La lingua italiana è ricca di complementi (o espansioni o determinazioni) che, come dice la stessa parola, servono a completare il senso della frase (o proposizione). Tra questi, due sono simili e molto spesso vengono confusi, ma hanno funzioni e usi nettamente distinti: il complemento di specificazione e quello di denominazione. Vediamo di “sbrogliare la matassa”.
Il complemento di specificazione, lo dice lo stesso nome, è utilizzato per precisare o determinare meglio il significato di un sostantivo; viene introdotto, generalmente, dalla preposizione “di”: il libro di Marco è interessante; "la casa dei miei nonni è antica".

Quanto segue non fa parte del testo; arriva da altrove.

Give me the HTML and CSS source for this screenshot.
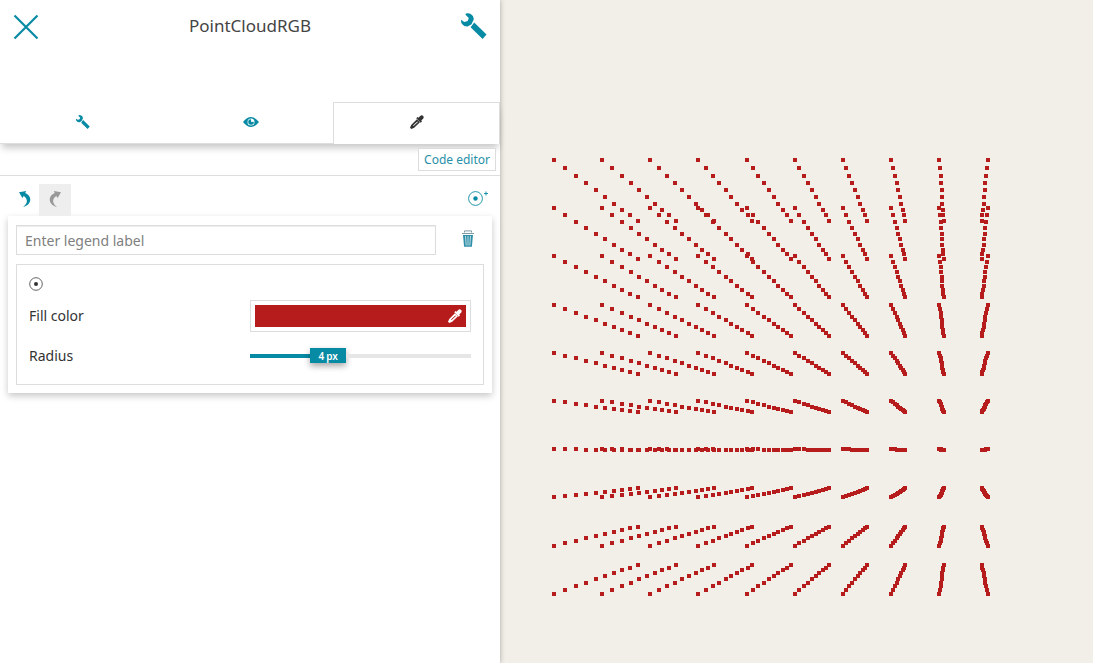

Riconoscere il complemento di specificazione è relativamente semplice: basta cercare la preposizione "di" seguita da un sostantivo (o da un pronome) che ne precisa il significato. È un complemento molto comune e viene adoperato in varie forme di comunicazione per evitare ambiguità e rendere il discorso più chiaro.
Il
complemento di denominazione, invece, serve a indicare il nome o il
titolo di qualcuno o qualcosa, spesso riferendosi a città, nazioni, fiumi, mari, laghi e
località varie. È introdotto dalla preposizione "di": la
città di Roma è affascinante. In questo caso "di Roma" è
un complemento di denominazione, perché designa (denomina) il nome
della città. Un altro esempio: il monte Everest è la vetta più
alta al mondo. Qui, "Everest" specifica il nome del
monte.
Per riconoscere il complemento di denominazione
occorre prestare molta attenzione al contesto: è spesso legato a
titoli, nomi propri e denominazioni ufficiali. Si tratta di un
complemento che aggiunge precisione e formalità al discorso,
chiarendo in modo inequivocabile di chi o di cosa si sta / stia
parlando.
Una differenza fondamentale tra i due
complementi è dunque la loro funzione specifica. Mentre il
complemento di specificazione aggiunge un dettaglio che specifica il
significato di un elemento della proposizione, quello di
denominazione identifica direttamente il nome o il titolo di qualcuno
o qualcosa.
***
Alcune grammatiche classificano i sostantivi Natale, Pasqua ed Epifania tra i cosí detti nomi difettivi, nomi, cioè, privi o di singolare o di plurale. Natale, Pasqua ed Epifania non avrebbero la forma plurale. Francamente non riusciamo a capire perché dovrebbero essere solo singolari. Non diciamo, per esempio, tutti i Natali trascorsi insieme? Oppure, nei tempi andati non si era soliti, nelle Epifanie, fare dei regali ai vigili urbani? Ancora. Quante Pasque, amico mio, sono trascorse da quando ci conosciamo? Naturalmente attendiamo gli strali del solito linguista "d'assalto".